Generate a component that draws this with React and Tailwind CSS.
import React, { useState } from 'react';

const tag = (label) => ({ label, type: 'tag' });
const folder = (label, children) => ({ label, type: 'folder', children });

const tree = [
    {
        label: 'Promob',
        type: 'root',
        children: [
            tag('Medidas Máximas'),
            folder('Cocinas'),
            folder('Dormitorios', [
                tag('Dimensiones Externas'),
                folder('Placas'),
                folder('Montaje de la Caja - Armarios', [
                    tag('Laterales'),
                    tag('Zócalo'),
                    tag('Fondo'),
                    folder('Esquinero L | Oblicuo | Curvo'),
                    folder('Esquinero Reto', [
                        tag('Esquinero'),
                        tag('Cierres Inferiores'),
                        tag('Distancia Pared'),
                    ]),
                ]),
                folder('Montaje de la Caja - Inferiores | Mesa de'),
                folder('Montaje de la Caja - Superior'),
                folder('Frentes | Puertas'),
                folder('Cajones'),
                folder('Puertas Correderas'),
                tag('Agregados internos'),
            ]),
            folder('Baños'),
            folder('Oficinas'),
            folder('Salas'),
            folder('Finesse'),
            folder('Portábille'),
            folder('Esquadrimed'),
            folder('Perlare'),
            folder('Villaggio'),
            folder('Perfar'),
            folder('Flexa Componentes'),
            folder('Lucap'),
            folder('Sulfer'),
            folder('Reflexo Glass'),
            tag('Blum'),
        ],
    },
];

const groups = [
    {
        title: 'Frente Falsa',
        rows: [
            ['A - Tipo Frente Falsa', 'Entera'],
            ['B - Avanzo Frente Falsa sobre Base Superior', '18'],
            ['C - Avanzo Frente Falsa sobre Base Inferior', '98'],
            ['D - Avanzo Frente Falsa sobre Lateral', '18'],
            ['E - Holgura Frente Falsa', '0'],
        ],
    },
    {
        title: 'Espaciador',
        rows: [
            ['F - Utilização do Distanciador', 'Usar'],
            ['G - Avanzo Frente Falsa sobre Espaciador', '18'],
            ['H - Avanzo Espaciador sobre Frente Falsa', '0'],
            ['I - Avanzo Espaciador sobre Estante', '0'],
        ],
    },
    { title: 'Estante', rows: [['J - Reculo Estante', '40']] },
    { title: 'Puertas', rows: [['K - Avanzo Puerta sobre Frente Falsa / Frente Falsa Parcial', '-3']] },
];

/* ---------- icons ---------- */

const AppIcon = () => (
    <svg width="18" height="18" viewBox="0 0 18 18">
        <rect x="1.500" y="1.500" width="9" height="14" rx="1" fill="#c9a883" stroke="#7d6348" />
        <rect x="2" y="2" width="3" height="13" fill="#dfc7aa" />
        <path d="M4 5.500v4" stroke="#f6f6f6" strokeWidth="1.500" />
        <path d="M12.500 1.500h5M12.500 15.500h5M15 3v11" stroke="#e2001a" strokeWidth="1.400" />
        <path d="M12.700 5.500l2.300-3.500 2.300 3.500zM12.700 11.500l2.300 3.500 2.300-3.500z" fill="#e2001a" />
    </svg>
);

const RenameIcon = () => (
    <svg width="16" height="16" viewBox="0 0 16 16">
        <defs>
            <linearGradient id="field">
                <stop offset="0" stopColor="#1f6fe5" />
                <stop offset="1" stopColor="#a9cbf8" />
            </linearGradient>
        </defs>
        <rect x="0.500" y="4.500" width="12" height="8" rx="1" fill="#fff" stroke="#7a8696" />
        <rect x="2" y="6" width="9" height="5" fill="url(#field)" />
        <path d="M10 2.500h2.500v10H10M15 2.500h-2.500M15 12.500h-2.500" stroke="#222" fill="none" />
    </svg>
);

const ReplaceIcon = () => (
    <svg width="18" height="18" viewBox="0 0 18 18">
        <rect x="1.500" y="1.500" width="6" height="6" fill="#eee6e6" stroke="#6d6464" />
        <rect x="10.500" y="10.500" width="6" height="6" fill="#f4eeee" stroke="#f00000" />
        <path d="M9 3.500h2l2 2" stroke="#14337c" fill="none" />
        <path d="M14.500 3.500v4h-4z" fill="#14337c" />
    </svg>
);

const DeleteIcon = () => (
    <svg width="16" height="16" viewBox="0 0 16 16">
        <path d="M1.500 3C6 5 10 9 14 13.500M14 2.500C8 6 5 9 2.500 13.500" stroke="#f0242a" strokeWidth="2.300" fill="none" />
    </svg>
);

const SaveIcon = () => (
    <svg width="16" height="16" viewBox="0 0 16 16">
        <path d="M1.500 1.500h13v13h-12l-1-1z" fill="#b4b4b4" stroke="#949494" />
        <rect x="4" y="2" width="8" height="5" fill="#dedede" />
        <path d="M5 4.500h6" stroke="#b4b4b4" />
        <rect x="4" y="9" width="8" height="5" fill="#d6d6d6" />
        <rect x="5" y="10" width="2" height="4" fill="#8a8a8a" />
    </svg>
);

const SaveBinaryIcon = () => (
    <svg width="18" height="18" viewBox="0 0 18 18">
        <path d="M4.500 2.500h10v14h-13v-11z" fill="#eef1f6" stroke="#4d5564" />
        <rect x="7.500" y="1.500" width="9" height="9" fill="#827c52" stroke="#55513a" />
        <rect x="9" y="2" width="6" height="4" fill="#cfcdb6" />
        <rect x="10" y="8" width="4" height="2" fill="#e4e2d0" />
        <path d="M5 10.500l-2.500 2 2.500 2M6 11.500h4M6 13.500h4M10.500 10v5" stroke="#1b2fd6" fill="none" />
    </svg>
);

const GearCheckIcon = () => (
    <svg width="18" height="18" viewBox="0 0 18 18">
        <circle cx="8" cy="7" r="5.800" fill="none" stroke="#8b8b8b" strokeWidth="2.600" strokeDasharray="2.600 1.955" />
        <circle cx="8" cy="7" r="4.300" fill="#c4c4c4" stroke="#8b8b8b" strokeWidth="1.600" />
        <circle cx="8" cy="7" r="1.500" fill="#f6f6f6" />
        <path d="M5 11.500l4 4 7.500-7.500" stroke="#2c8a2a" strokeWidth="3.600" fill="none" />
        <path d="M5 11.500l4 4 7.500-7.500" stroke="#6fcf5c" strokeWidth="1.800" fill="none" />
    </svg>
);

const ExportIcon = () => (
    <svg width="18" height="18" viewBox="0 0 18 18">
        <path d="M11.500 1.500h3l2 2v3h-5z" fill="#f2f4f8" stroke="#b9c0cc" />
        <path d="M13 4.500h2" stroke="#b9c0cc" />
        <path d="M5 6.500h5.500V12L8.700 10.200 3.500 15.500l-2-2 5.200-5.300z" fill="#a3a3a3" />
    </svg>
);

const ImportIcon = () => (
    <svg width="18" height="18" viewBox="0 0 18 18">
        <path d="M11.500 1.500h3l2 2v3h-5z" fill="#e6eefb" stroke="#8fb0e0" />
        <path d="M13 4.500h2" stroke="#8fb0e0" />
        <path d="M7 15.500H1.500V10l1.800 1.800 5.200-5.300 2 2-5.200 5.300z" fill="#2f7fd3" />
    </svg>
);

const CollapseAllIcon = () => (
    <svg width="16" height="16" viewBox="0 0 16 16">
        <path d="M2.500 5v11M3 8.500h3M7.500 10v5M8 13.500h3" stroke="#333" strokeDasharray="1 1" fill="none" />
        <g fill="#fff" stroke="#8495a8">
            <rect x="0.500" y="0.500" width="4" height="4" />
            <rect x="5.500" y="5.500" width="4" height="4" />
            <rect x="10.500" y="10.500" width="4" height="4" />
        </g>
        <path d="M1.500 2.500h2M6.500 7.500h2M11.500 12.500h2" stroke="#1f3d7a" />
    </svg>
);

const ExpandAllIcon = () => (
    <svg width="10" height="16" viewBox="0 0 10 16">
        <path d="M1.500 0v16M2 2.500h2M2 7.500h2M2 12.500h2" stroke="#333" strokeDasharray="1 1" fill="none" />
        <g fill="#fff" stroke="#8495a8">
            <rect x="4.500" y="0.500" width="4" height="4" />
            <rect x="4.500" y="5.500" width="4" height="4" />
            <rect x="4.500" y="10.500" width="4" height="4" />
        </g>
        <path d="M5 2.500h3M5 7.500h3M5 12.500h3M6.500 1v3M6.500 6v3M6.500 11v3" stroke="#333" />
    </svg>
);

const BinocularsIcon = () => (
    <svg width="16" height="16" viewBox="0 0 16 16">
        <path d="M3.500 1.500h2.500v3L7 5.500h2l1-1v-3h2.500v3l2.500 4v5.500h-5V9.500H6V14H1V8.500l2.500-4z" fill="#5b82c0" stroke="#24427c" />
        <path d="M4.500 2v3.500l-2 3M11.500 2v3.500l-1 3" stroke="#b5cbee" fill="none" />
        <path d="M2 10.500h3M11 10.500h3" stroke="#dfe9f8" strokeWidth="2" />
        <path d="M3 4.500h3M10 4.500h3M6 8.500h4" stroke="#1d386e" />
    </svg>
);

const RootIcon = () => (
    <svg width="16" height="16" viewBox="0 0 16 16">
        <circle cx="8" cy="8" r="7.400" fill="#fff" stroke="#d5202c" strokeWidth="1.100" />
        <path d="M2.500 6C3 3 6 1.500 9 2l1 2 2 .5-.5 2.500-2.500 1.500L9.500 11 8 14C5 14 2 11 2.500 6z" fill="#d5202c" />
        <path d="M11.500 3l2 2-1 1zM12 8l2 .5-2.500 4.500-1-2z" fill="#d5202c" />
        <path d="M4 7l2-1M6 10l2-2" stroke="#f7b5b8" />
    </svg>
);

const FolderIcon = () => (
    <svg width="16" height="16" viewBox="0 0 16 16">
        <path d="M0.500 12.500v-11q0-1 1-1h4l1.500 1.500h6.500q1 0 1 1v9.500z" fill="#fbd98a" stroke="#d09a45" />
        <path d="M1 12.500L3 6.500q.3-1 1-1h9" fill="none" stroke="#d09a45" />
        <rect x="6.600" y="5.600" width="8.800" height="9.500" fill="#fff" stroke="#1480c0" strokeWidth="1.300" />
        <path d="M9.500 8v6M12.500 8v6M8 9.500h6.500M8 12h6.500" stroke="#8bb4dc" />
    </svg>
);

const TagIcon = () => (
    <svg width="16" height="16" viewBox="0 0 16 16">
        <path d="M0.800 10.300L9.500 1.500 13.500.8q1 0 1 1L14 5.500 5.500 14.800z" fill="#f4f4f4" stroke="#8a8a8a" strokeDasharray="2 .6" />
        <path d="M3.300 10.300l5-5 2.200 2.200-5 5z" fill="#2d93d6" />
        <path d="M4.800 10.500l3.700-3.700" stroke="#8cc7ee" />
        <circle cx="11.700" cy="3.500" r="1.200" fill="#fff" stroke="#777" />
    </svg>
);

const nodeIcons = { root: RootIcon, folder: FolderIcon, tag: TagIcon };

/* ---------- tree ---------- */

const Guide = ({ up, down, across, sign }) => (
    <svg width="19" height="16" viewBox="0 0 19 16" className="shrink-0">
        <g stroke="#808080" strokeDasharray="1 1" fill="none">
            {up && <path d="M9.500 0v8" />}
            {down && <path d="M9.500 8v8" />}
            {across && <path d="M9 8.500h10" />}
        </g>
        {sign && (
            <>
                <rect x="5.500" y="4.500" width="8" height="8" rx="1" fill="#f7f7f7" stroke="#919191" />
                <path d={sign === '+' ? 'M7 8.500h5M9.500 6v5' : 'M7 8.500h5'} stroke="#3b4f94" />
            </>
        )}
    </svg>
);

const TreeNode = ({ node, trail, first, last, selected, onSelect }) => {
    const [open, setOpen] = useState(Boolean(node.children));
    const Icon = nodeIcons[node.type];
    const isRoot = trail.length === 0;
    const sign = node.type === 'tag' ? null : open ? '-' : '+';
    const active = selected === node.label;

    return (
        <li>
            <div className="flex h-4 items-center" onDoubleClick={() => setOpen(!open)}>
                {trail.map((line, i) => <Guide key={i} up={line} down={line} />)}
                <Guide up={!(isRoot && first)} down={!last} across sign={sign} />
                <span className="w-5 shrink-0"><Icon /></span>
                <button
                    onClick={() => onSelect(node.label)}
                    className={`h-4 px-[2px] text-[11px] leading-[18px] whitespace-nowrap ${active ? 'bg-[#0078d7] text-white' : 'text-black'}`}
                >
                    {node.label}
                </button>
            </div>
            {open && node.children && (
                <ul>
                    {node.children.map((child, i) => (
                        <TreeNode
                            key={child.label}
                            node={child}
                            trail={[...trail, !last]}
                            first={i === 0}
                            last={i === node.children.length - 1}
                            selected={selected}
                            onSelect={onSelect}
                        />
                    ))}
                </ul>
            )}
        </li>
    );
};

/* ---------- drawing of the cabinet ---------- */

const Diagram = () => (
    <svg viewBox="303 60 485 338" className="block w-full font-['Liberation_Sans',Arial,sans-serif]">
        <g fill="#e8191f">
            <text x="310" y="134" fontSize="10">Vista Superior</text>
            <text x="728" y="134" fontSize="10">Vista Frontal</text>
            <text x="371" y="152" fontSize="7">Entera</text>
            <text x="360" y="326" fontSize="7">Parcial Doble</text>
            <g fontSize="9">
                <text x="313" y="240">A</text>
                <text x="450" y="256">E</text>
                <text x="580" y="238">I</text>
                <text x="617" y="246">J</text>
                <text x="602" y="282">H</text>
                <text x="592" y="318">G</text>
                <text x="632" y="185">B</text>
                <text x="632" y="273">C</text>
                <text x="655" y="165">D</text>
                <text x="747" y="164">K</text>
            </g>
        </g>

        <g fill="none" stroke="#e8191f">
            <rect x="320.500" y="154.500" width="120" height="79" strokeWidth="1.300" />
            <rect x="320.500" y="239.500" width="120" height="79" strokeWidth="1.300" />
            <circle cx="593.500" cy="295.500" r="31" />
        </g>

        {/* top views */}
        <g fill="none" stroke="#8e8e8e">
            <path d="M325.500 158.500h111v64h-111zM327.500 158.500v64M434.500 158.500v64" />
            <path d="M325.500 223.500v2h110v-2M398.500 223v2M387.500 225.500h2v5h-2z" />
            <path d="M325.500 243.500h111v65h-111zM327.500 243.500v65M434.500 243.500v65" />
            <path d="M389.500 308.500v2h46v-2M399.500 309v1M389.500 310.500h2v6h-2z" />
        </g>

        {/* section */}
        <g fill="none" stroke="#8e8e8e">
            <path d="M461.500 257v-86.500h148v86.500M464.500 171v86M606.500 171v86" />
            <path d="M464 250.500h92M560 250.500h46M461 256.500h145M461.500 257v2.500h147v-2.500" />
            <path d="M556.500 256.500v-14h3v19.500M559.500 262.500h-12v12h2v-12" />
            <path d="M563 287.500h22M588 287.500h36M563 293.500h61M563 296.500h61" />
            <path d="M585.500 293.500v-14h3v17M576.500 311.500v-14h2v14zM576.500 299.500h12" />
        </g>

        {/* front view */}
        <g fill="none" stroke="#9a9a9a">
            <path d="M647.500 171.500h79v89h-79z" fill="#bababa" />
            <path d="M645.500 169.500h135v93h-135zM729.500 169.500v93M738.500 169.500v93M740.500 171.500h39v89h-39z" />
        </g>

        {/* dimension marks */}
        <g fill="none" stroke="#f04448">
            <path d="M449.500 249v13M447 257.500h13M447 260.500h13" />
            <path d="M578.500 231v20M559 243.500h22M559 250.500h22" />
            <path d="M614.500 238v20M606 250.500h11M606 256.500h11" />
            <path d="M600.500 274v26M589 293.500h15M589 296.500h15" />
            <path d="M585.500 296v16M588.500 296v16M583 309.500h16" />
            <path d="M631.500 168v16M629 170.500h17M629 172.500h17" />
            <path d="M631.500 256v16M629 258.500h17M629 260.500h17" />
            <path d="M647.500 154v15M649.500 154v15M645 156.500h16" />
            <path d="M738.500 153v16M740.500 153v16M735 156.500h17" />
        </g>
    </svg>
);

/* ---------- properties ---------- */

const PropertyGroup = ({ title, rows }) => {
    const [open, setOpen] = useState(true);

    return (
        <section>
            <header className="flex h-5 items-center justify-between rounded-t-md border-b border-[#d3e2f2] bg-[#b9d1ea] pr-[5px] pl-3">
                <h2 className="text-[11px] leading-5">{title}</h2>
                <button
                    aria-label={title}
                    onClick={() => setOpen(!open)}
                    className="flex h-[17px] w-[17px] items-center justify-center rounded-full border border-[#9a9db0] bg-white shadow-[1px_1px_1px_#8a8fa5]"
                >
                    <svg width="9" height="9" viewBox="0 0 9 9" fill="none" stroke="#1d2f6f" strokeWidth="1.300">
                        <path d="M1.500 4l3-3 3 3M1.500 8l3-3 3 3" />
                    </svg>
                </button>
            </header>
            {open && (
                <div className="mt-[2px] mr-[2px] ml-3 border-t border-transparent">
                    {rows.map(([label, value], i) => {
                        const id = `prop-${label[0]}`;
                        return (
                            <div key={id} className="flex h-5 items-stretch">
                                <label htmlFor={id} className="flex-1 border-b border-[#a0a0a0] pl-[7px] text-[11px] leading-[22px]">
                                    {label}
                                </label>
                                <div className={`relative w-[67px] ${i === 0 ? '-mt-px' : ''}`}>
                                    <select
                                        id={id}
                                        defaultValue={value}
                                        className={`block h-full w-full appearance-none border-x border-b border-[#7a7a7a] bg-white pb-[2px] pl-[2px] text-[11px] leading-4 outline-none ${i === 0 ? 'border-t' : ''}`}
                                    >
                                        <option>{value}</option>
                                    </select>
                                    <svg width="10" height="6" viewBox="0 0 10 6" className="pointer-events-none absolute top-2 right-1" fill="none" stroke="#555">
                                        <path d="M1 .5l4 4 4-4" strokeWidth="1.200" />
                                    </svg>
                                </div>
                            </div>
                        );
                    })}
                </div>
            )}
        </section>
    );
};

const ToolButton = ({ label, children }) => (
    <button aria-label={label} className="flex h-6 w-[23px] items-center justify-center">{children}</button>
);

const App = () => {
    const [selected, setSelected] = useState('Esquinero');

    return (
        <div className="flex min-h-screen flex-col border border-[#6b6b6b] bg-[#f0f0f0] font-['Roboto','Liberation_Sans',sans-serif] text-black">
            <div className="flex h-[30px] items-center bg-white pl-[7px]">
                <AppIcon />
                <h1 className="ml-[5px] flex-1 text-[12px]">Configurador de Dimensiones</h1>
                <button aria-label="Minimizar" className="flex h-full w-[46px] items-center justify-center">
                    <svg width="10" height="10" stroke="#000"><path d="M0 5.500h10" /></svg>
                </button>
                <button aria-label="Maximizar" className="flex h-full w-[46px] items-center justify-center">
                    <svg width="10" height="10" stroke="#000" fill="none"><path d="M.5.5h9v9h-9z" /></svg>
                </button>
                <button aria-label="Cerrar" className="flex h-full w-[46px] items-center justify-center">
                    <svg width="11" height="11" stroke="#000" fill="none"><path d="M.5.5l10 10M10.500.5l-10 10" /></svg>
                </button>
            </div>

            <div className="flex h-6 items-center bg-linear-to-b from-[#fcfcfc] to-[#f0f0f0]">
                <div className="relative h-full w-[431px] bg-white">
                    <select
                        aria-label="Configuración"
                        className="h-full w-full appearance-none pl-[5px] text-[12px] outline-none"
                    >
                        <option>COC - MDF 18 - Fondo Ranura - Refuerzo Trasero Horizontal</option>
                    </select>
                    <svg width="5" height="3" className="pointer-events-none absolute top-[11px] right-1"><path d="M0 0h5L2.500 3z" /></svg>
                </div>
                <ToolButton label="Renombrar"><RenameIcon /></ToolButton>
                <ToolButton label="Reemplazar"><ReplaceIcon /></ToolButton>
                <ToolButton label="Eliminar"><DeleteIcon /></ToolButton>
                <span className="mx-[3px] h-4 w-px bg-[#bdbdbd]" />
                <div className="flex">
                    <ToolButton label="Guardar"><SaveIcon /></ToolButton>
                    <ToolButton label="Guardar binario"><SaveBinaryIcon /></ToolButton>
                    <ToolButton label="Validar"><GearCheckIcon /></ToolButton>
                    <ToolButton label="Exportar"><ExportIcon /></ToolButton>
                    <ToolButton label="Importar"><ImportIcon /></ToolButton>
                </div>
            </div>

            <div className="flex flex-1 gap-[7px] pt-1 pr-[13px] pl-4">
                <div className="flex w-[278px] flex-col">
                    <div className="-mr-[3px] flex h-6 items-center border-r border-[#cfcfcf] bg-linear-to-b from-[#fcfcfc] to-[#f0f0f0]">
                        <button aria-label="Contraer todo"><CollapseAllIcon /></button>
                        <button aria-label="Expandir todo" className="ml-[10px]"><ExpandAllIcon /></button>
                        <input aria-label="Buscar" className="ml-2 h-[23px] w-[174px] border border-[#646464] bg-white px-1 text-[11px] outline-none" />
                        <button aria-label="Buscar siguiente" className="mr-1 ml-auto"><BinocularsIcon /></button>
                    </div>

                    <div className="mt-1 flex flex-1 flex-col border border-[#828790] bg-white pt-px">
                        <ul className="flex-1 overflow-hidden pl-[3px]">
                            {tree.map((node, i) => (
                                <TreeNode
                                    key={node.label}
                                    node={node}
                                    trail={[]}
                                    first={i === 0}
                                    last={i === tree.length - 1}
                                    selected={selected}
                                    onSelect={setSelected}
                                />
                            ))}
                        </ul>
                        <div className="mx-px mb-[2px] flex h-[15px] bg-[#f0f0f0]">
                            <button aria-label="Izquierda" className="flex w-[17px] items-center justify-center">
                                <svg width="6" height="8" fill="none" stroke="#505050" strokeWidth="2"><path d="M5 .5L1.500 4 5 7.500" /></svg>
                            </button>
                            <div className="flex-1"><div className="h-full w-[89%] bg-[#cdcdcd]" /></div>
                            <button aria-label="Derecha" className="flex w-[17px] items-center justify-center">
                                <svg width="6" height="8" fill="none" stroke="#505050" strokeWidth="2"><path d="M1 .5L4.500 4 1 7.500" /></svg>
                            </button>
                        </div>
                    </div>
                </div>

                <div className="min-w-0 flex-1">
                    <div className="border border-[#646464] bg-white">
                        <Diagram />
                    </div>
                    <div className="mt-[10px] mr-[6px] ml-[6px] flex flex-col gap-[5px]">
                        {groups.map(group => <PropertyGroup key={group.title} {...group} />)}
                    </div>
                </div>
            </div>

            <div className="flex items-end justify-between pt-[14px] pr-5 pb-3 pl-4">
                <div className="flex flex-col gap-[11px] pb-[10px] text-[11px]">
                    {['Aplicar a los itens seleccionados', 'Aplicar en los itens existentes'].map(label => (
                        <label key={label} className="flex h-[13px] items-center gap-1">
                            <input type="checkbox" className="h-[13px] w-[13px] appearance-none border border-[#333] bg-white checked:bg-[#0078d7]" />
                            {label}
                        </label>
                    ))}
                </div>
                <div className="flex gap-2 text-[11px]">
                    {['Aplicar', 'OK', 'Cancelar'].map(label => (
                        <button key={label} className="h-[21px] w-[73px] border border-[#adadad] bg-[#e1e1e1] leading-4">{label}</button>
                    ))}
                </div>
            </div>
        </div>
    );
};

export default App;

### Short problem
Search the data for the string "React". List each line that has it.

### Worked answer
Generate a component that draws this with React and Tailwind CSS.
import React, { useState } from 'react';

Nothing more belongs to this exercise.